As quoted in my earlier post, England has generally accepted these contradictions in her constitution. In America, while “democracy” was claimed by very few of the Founders, the Bottom-Up self-interpretation became standard in the 19th Century. We too are mixed, though; despite the rhetoric, representatives do not actually function as if their constituents were their bosses – just their electors. We give lofty respect to the office, if not the person, of president. In other words, our government is more than the people in it, and therefore it has more authority than the Bottom-Up could ever supply. It is vertically enduring. If we are to have a better understanding of liberty, we need to recognize not only its variety of forms, but its several sources. If the rhetoric of one form overruns our mixed practice, our liberty will perish with it.

2 Comments

  • August 24, 2009

    Christina Crippen

    Your point about the “enduring” top-down system seems valid — it seems evident even in the fact that we do have a top-down authority to a larger degree manifested in the President of the United States, the Queen of England, and even past communist dictators over the “good of the state.”

    My thought is that this enduring notion of a top-down system is a practice that goes way back the ancients and their belief in one or several ruling gods that had influence if not ultimate authority over their lives. Anarchy, as you implied, means a loss of liberty, and perhaps either consciously or unconsciously, people have desired to initiate this type of relationship. In the case of the Israelites and subsequently the Christians, this relationship was ordered and initiated by God Himself, and was the ultimate and unchanging pinnacle of Israel’s existence. The great “I AM” existed in ultimate power, and has remained a king over all the nations even now through the manifestation of Jesus Christ as the conquering servant King.

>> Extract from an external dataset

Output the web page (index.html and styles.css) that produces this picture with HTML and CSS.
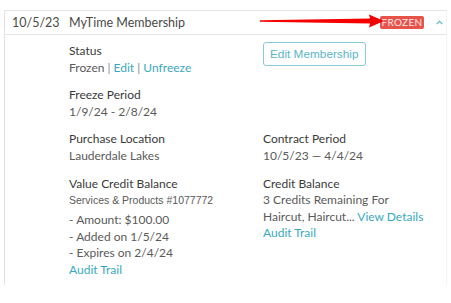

    The servant part, I believe, is a portion of the key to understanding the interplay you mentioned between both forms (top and bottom-down) between both ultimate and influencing authority. God calls His children to welcome His kingdom into this world by first being subsidiaries to Himself, and then by changing the world as servants of God AND man. We are subject ultimately to this enduring rule, but have influence and freedom through this authority to affect the world for the good of man and the glory of God.

  • August 25, 2009

    Bryan Wandel

    The exact relation of God to government has been hotly debated by Christians; ideologues of both forms have claimed that the divine institution of government validates the authority they claim. The divine right of kings mantra is easily apparent, but many early democrats claimed government was “Vox Populi Vox Dei” – the voice of the people is the voice of God. So despite various Christian political theories, like St. Thomas’s, of authority being closely connected to duty, the actual political legacy of Christianity is sometimes ambiguous, because it has been used in a variety of ways.
    One thing I am saying is that top-down and bottom-up are both naturally occurring, and human. Our genius, or blessing, has been a system that does not allow one to dominate. I like the idea of a servant-leader, but that is ultimately subject to the moral suasion of whomever is in authority. But there will be good kings and bad kings. The mixed system, though there is no single, coherent system of thought to underlie it (because it takes in the multiple kinds of authority that are naturally occurring), survives simply because it is effective and we don’t really ask questions of political authority anymore. This is a weird salvation we have received, but this inattention to an important question in modern America has made us less susceptible to ideologues who take a single line of argument on a high speed train right over the contradictory sources of authority that rule in practicality.